I got an unexpected and unpleasant phone call tonight. A friend called to say her husband is back in the hospital and, depending on the outcome of tests and evaluations and assessments, may not come home. He may have to go to a wound-care facility. If he has to undergo an amputation of his foot/leg, he may go beyond that to a permanent care facility.
That’s the sort of news that rips a person apart. We’re not super close, though we’re good friends, but it doesn’t matter, does it? How can one not feel absolutely torn into shreds by such news? It’s ugly and unwelcome and bitter.

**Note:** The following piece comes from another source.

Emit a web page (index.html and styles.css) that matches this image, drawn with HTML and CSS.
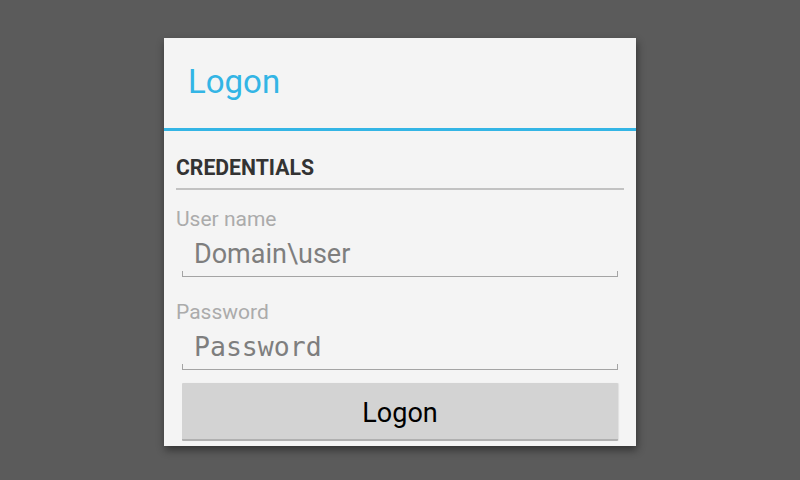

But I’m not the one who has to deal with the worst of it, am I? I’m not the one who has to face amputation. I’m not the one who may have to deal with a partner who’s never home anymore. I’m not the one whose life has been torn into a thousand pieces.
I watch my own reaction to this news and think I am weaker than I ever thought I was. I am unable to face the news with the stiff upper lip that such information calls for. On one hand, I say “screw it.” On the other, I have to acknowledge that other people look at me askance for being such an overtly emotional dingo.
Crap, there I go again. It’s not about me. It’s about my friends and the miserable trauma they are going through. What can I do to ease the pain? What can I do to siphon off some of that bitterness and ugliness?
They tell me it’s best to just say “I’m here.” So that’s what I say. But that’s not nearly enough. We have to take off the blinders, rip off the shades, and recognize that we have to embrace one another. Hugs save lives. I’m certain of it.